RECORDS SHOWN:
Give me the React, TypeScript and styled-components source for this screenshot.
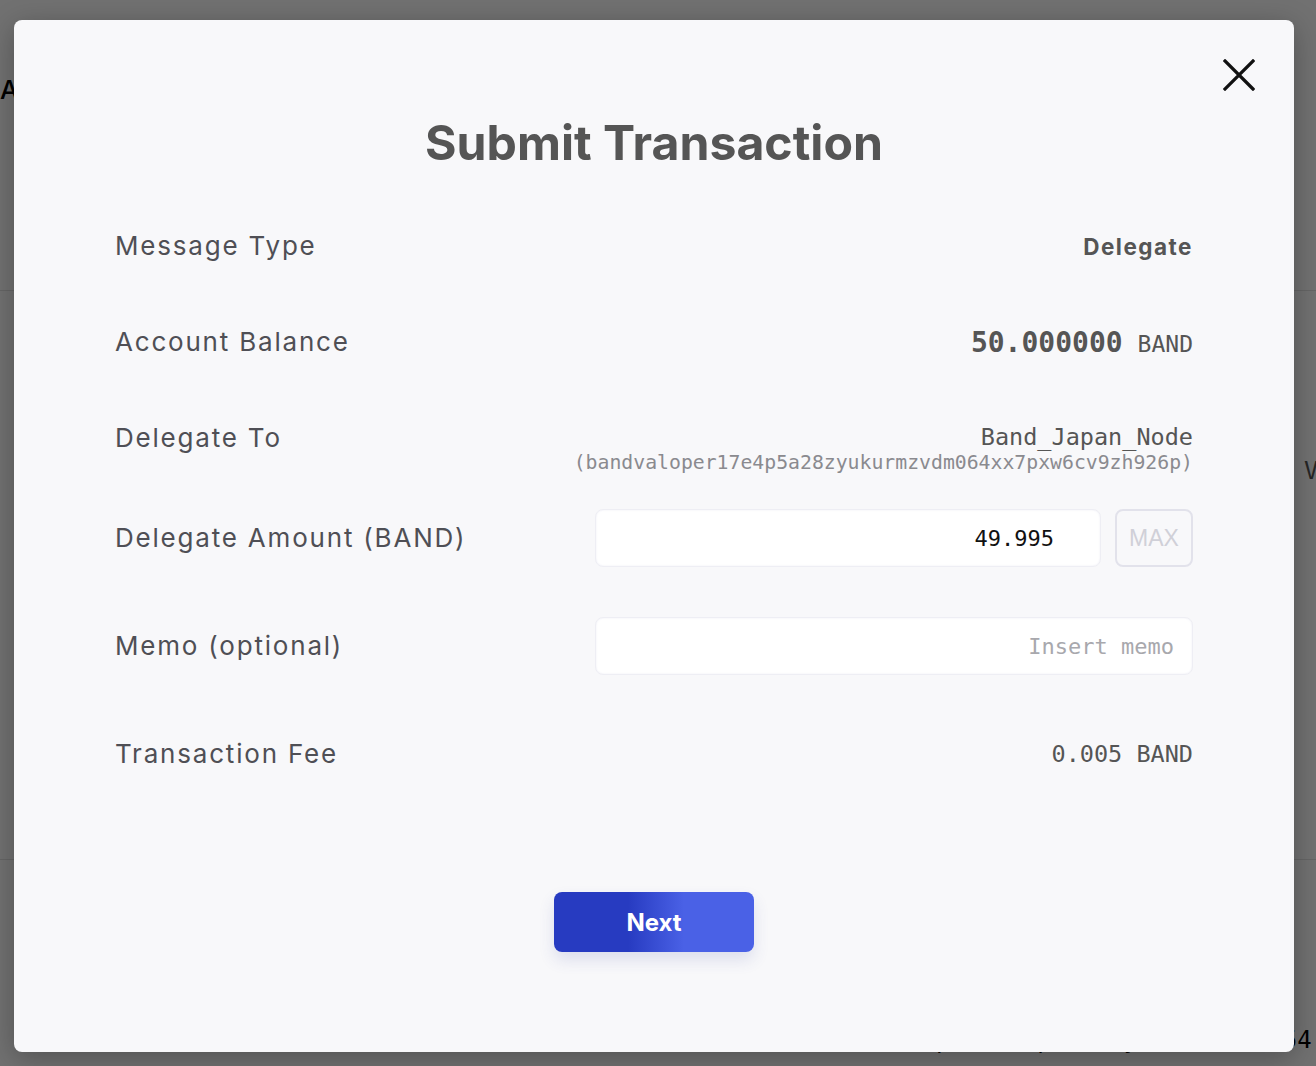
import React from "react";
import styled, { createGlobalStyle } from "styled-components";

const GlobalStyle = createGlobalStyle`
  html, body {
    margin: 0;
    padding: 0;
  }
  body {
    font-family: Inter, "Noto Sans", sans-serif;
    background: #ffffff;
    overflow: hidden;
  }
  * {
    box-sizing: border-box;
  }
`;

interface RowProps {
  $h: number;
  $top?: boolean;
}

interface SectionProps {
  $h: number;
}

function CloseIcon(): JSX.Element {
  return (
    <svg width="32" height="32" viewBox="0 0 32 32" fill="none">
      <path
        d="M2 2L30 30M30 2L2 30"
        stroke="#111111"
        strokeWidth="3.2"
        strokeLinecap="square"
      />
    </svg>
  );
}

function App(): JSX.Element {
  return (
    <>
      <GlobalStyle />
      <Page>
        <PageHeading>Accounts</PageHeading>
        <PageSection $h={569}>
          <PageLine>Voting Power</PageLine>
        </PageSection>
        <PageSection $h={260}>
          <PageFooterLine>{"p      p     y          54"}</PageFooterLine>
        </PageSection>

        <Overlay>
          <Modal>
            <CloseButton aria-label="Close">
              <CloseIcon />
            </CloseButton>
            <Title>Submit Transaction</Title>

            <Rows>
              <Row $h={96}>
                <Label>Message Type</Label>
                <TypeValue>Delegate</TypeValue>
              </Row>

              <Row $h={96}>
                <Label>Account Balance</Label>
                <Balance>
                  <Amount>50.000000</Amount>
                  <Unit>BAND</Unit>
                </Balance>
              </Row>

              <Row $h={100} $top>
                <Label>Delegate To</Label>
                <Validator>
                  <ValidatorName>Band_Japan_Node</ValidatorName>
                  <ValidatorAddress>
                    (bandvaloper17e4p5a28zyukurmzvdm064xx7pxw6cv9zh926p)
                  </ValidatorAddress>
                </Validator>
              </Row>

              <Row $h={96}>
                <Label>Delegate Amount (BAND)</Label>
                <InputGroup>
                  <AmountInput defaultValue="49.995" />
                  <MaxButton>MAX</MaxButton>
                </InputGroup>
              </Row>

              <Row $h={120}>
                <Label>Memo (optional)</Label>
                <MemoInput placeholder="Insert memo" />
              </Row>

              <Row $h={96}>
                <Label>Transaction Fee</Label>
                <Fee>0.005 BAND</Fee>
              </Row>
            </Rows>

            <Footer>
              <NextButton>Next</NextButton>
            </Footer>
          </Modal>
        </Overlay>
      </Page>
    </>
  );
}

export default App;

const Page = styled.div`
  position: relative;
  width: 1316px;
  height: 1066px;
  overflow: hidden;
  background: #ffffff;
  padding-top: 74px;
`;

const PageHeading = styled.h1`
  margin: 0 0 185px;
  height: 31px;
  font-family: Inter, sans-serif;
  font-size: 26px;
  line-height: 31px;
  font-weight: 500;
  color: #000000;
  white-space: nowrap;
`;

const PageSection = styled.div<SectionProps>`
  height: ${(p) => p.$h}px;
  border-top: 1px solid #e4e4e4;
  padding-top: 166px;
`;

const PageLine = styled.div`
  padding-left: 1304px;
  font-family: "DejaVu Sans Mono", monospace;
  font-size: 24px;
  line-height: 28px;
  color: #555555;
  white-space: nowrap;
`;

const PageFooterLine = styled.div`
  padding-left: 936px;
  font-family: "DejaVu Sans Mono", monospace;
  font-size: 24px;
  line-height: 28px;
  color: #000000;
  white-space: pre;
`;

const Overlay = styled.div`
  position: absolute;
  inset: 0;
  display: flex;
  padding: 20px 22px 14px 14px;
  background: rgba(0, 0, 0, 0.555);
`;

const Modal = styled.div`
  position: relative;
  flex: 1;
  display: flex;
  flex-direction: column;
  padding: 0 101px;
  background: #f8f8fa;
  border-radius: 8px;
  box-shadow: 0 6px 28px rgba(0, 0, 0, 0.28);
`;

const CloseButton = styled.button`
  position: absolute;
  top: 39px;
  right: 39px;
  width: 32px;
  height: 32px;
  padding: 0;
  border: none;
  background: transparent;
  display: flex;
  align-items: center;
  justify-content: center;
  cursor: pointer;
`;

const Title = styled.h2`
  margin: 94px 0 0;
  font-family: Inter, sans-serif;
  font-size: 48.2px;
  line-height: 58px;
  font-weight: 700;
  text-align: center;
  color: #555555;
`;

const Rows = styled.div`
  display: flex;
  flex-direction: column;
  margin-top: 26px;
`;

const Row = styled.div<RowProps>`
  display: flex;
  justify-content: space-between;
  align-items: ${(p) => (p.$top ? "flex-start" : "center")};
  height: ${(p) => p.$h}px;
  padding-top: ${(p) => (p.$top ? "32px" : "0")};
`;

const Label = styled.div`
  font-family: Inter, sans-serif;
  font-size: 26px;
  line-height: 32px;
  letter-spacing: 1.8px;
  color: #4f4f55;
  white-space: nowrap;
`;

const TypeValue = styled.div`
  font-family: Inter, sans-serif;
  font-size: 22.5px;
  font-weight: 700;
  letter-spacing: 1.5px;
  color: #555555;
`;

const Balance = styled.div`
  display: flex;
  align-items: baseline;
  gap: 15px;
`;

const Amount = styled.span`
  font-family: "DejaVu Sans Mono", monospace;
  font-size: 28px;
  font-weight: 700;
  color: #555555;
`;

const Unit = styled.span`
  font-family: "DejaVu Sans Mono", monospace;
  font-size: 23px;
  color: #555555;
`;

const Validator = styled.div`
  display: flex;
  flex-direction: column;
  align-items: flex-end;
`;

const ValidatorName = styled.div`
  font-family: "DejaVu Sans Mono", monospace;
  font-size: 23.5px;
  line-height: 30px;
  color: #555555;
`;

const ValidatorAddress = styled.div`
  font-family: "DejaVu Sans Mono", monospace;
  font-size: 19.8px;
  line-height: 22px;
  color: #8a8a8f;
  white-space: nowrap;
`;

const InputGroup = styled.div`
  display: flex;
  gap: 14px;
  width: 598px;
`;

const FieldBase = styled.input`
  height: 58px;
  border: 1px solid #eeeef4;
  border-radius: 8px;
  background: #ffffff;
  box-shadow: inset 0 0 2px rgba(220, 220, 235, 0.6);
  font-family: "DejaVu Sans Mono", monospace;
  font-size: 22px;
  text-align: right;
  outline: none;
`;

const AmountInput = styled(FieldBase)`
  flex: 1;
  padding: 0 46px 0 16px;
  color: #111111;
`;

const MemoInput = styled(FieldBase)`
  width: 598px;
  padding: 0 18px 0 16px;
  color: #111111;
  &::placeholder {
    color: #a8a8ad;
  }
`;

const MaxButton = styled.button`
  width: 78px;
  height: 58px;
  border: 2px solid #e2e2eb;
  border-radius: 8px;
  background: transparent;
  font-family: "Liberation Sans", sans-serif;
  font-size: 23px;
  color: #d0d0d8;
  padding: 0;
`;

const Fee = styled.div`
  font-family: "DejaVu Sans Mono", monospace;
  font-size: 23.5px;
  color: #555555;
  white-space: nowrap;
`;

const Footer = styled.div`
  display: flex;
  justify-content: center;
  margin-top: 90px;
`;

const NextButton = styled.button`
  width: 200px;
  height: 60px;
  border: none;
  border-radius: 8px;
  background: linear-gradient(90deg, #273bc1 37%, #4a61e6 65%);
  box-shadow: 0 8px 16px rgba(60, 70, 160, 0.14);
  font-family: Inter, sans-serif;
  font-size: 24px;
  font-weight: 700;
  color: #ffffff;
  cursor: pointer;
`;
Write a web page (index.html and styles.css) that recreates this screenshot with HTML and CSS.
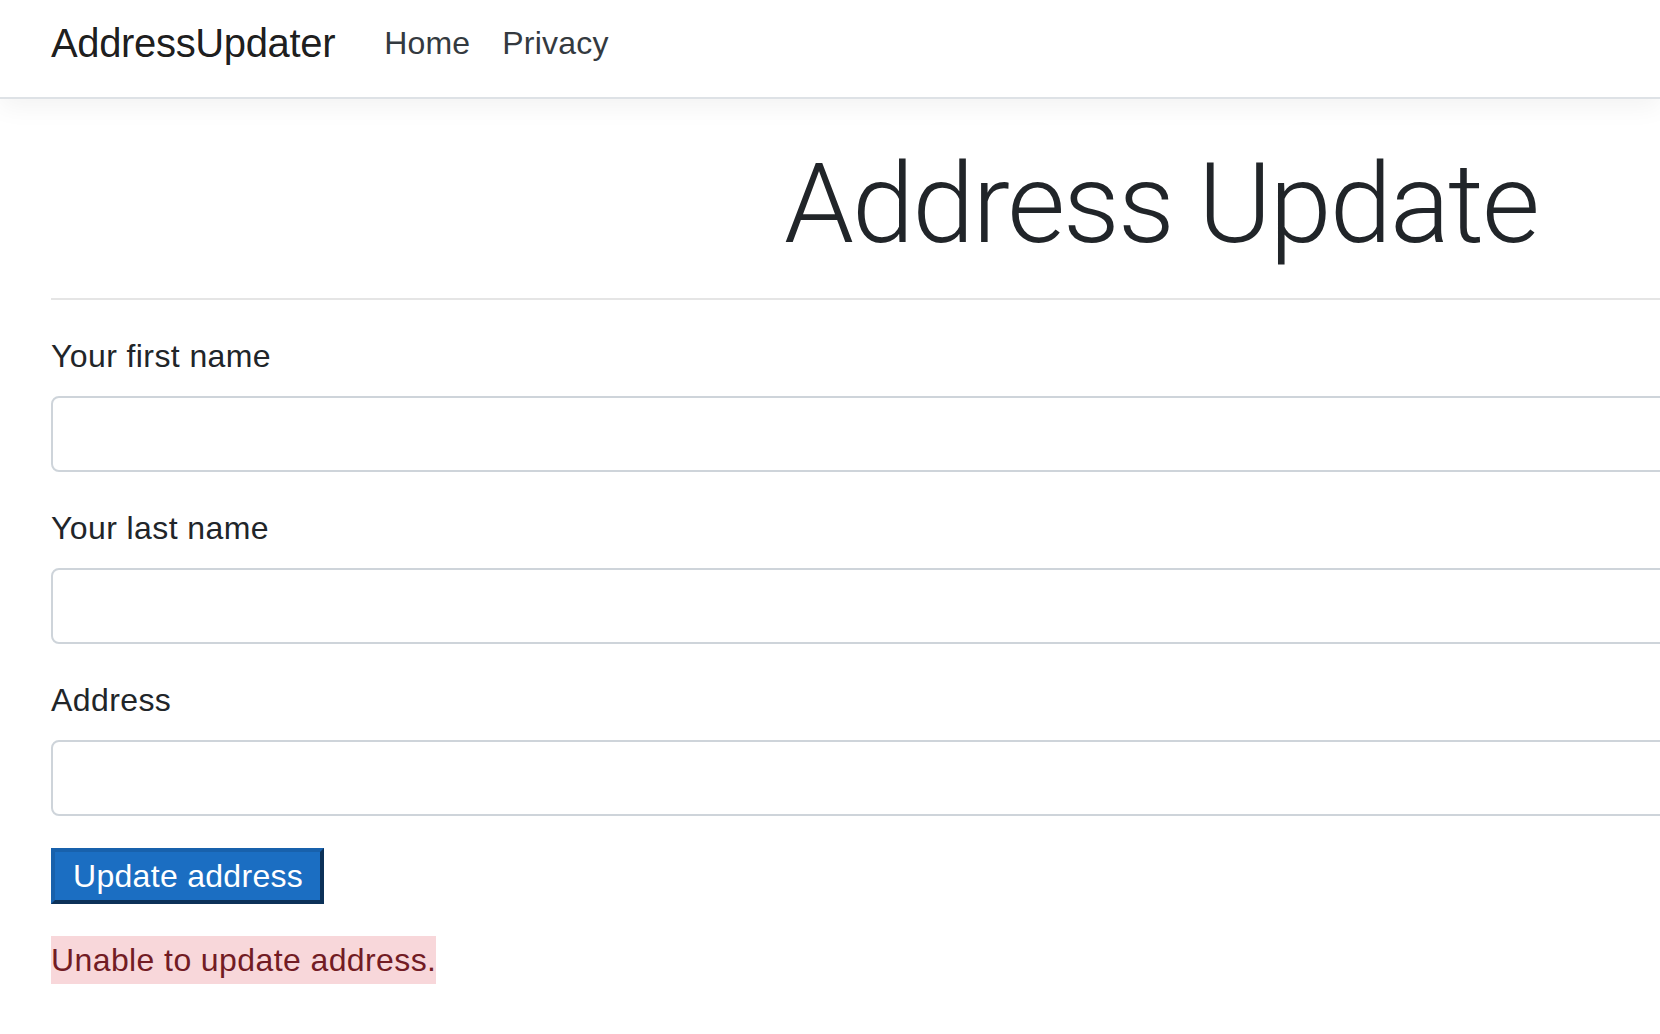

SHORT PROBLEM: Quote the data exactly, leaving every image out of the copy.

THE ANSWER:
Give me the React, TypeScript and styled-components source for this screenshot.
import React from "react";
import styled, { createGlobalStyle } from "styled-components";

const GlobalStyle = createGlobalStyle`
  html, body {
    margin: 0;
    padding: 0;
  }
  body {
    font-family: Inter, "Noto Sans", sans-serif;
    background: #ffffff;
    overflow: hidden;
  }
  * {
    box-sizing: border-box;
  }
`;

interface RowProps {
  $h: number;
  $top?: boolean;
}

interface SectionProps {
  $h: number;
}

function CloseIcon(): JSX.Element {
  return (
    <svg width="32" height="32" viewBox="0 0 32 32" fill="none">
      <path
        d="M2 2L30 30M30 2L2 30"
        stroke="#111111"
        strokeWidth="3.2"
        strokeLinecap="square"
      />
    </svg>
  );
}

function App(): JSX.Element {
  return (
    <>
      <GlobalStyle />
      <Page>
        <PageHeading>Accounts</PageHeading>
        <PageSection $h={569}>
          <PageLine>Voting Power</PageLine>
        </PageSection>
        <PageSection $h={260}>
          <PageFooterLine>{"p      p     y          54"}</PageFooterLine>
        </PageSection>

        <Overlay>
          <Modal>
            <CloseButton aria-label="Close">
              <CloseIcon />
            </CloseButton>
            <Title>Submit Transaction</Title>

            <Rows>
              <Row $h={96}>
                <Label>Message Type</Label>
                <TypeValue>Delegate</TypeValue>
              </Row>

              <Row $h={96}>
                <Label>Account Balance</Label>
                <Balance>
                  <Amount>50.000000</Amount>
                  <Unit>BAND</Unit>
                </Balance>
              </Row>

              <Row $h={100} $top>
                <Label>Delegate To</Label>
                <Validator>
                  <ValidatorName>Band_Japan_Node</ValidatorName>
                  <ValidatorAddress>
                    (bandvaloper17e4p5a28zyukurmzvdm064xx7pxw6cv9zh926p)
                  </ValidatorAddress>
                </Validator>
              </Row>

              <Row $h={96}>
                <Label>Delegate Amount (BAND)</Label>
                <InputGroup>
                  <AmountInput defaultValue="49.995" />
                  <MaxButton>MAX</MaxButton>
                </InputGroup>
              </Row>

              <Row $h={120}>
                <Label>Memo (optional)</Label>
                <MemoInput placeholder="Insert memo" />
              </Row>

              <Row $h={96}>
                <Label>Transaction Fee</Label>
                <Fee>0.005 BAND</Fee>
              </Row>
            </Rows>

            <Footer>
              <NextButton>Next</NextButton>
            </Footer>
          </Modal>
        </Overlay>
      </Page>
    </>
  );
}

export default App;

const Page = styled.div`
  position: relative;
  width: 1316px;
  height: 1066px;
  overflow: hidden;
  background: #ffffff;
  padding-top: 74px;
`;

const PageHeading = styled.h1`
  margin: 0 0 185px;
  height: 31px;
  font-family: Inter, sans-serif;
  font-size: 26px;
  line-height: 31px;
  font-weight: 500;
  color: #000000;
  white-space: nowrap;
`;

const PageSection = styled.div<SectionProps>`
  height: ${(p) => p.$h}px;
  border-top: 1px solid #e4e4e4;
  padding-top: 166px;
`;

const PageLine = styled.div`
  padding-left: 1304px;
  font-family: "DejaVu Sans Mono", monospace;
  font-size: 24px;
  line-height: 28px;
  color: #555555;
  white-space: nowrap;
`;

const PageFooterLine = styled.div`
  padding-left: 936px;
  font-family: "DejaVu Sans Mono", monospace;
  font-size: 24px;
  line-height: 28px;
  color: #000000;
  white-space: pre;
`;

const Overlay = styled.div`
  position: absolute;
  inset: 0;
  display: flex;
  padding: 20px 22px 14px 14px;
  background: rgba(0, 0, 0, 0.555);
`;

const Modal = styled.div`
  position: relative;
  flex: 1;
  display: flex;
  flex-direction: column;
  padding: 0 101px;
  background: #f8f8fa;
  border-radius: 8px;
  box-shadow: 0 6px 28px rgba(0, 0, 0, 0.28);
`;

const CloseButton = styled.button`
  position: absolute;
  top: 39px;
  right: 39px;
  width: 32px;
  height: 32px;
  padding: 0;
  border: none;
  background: transparent;
  display: flex;
  align-items: center;
  justify-content: center;
  cursor: pointer;
`;

const Title = styled.h2`
  margin: 94px 0 0;
  font-family: Inter, sans-serif;
  font-size: 48.2px;
  line-height: 58px;
  font-weight: 700;
  text-align: center;
  color: #555555;
`;

const Rows = styled.div`
  display: flex;
  flex-direction: column;
  margin-top: 26px;
`;

const Row = styled.div<RowProps>`
  display: flex;
  justify-content: space-between;
  align-items: ${(p) => (p.$top ? "flex-start" : "center")};
  height: ${(p) => p.$h}px;
  padding-top: ${(p) => (p.$top ? "32px" : "0")};
`;

const Label = styled.div`
  font-family: Inter, sans-serif;
  font-size: 26px;
  line-height: 32px;
  letter-spacing: 1.8px;
  color: #4f4f55;
  white-space: nowrap;
`;

const TypeValue = styled.div`
  font-family: Inter, sans-serif;
  font-size: 22.5px;
  font-weight: 700;
  letter-spacing: 1.5px;
  color: #555555;
`;

const Balance = styled.div`
  display: flex;
  align-items: baseline;
  gap: 15px;
`;

const Amount = styled.span`
  font-family: "DejaVu Sans Mono", monospace;
  font-size: 28px;
  font-weight: 700;
  color: #555555;
`;

const Unit = styled.span`
  font-family: "DejaVu Sans Mono", monospace;
  font-size: 23px;
  color: #555555;
`;

const Validator = styled.div`
  display: flex;
  flex-direction: column;
  align-items: flex-end;
`;

const ValidatorName = styled.div`
  font-family: "DejaVu Sans Mono", monospace;
  font-size: 23.5px;
  line-height: 30px;
  color: #555555;
`;

const ValidatorAddress = styled.div`
  font-family: "DejaVu Sans Mono", monospace;
  font-size: 19.8px;
  line-height: 22px;
  color: #8a8a8f;
  white-space: nowrap;
`;

const InputGroup = styled.div`
  display: flex;
  gap: 14px;
  width: 598px;
`;

const FieldBase = styled.input`
  height: 58px;
  border: 1px solid #eeeef4;
  border-radius: 8px;
  background: #ffffff;
  box-shadow: inset 0 0 2px rgba(220, 220, 235, 0.6);
  font-family: "DejaVu Sans Mono", monospace;
  font-size: 22px;
  text-align: right;
  outline: none;
`;

const AmountInput = styled(FieldBase)`
  flex: 1;
  padding: 0 46px 0 16px;
  color: #111111;
`;

const MemoInput = styled(FieldBase)`
  width: 598px;
  padding: 0 18px 0 16px;
  color: #111111;
  &::placeholder {
    color: #a8a8ad;
  }
`;

const MaxButton = styled.button`
  width: 78px;
  height: 58px;
  border: 2px solid #e2e2eb;
  border-radius: 8px;
  background: transparent;
  font-family: "Liberation Sans", sans-serif;
  font-size: 23px;
  color: #d0d0d8;
  padding: 0;
`;

const Fee = styled.div`
  font-family: "DejaVu Sans Mono", monospace;
  font-size: 23.5px;
  color: #555555;
  white-space: nowrap;
`;

const Footer = styled.div`
  display: flex;
  justify-content: center;
  margin-top: 90px;
`;

const NextButton = styled.button`
  width: 200px;
  height: 60px;
  border: none;
  border-radius: 8px;
  background: linear-gradient(90deg, #273bc1 37%, #4a61e6 65%);
  box-shadow: 0 8px 16px rgba(60, 70, 160, 0.14);
  font-family: Inter, sans-serif;
  font-size: 24px;
  font-weight: 700;
  color: #ffffff;
  cursor: pointer;
`;
Write a web page (index.html and styles.css) that recreates this screenshot with HTML and CSS.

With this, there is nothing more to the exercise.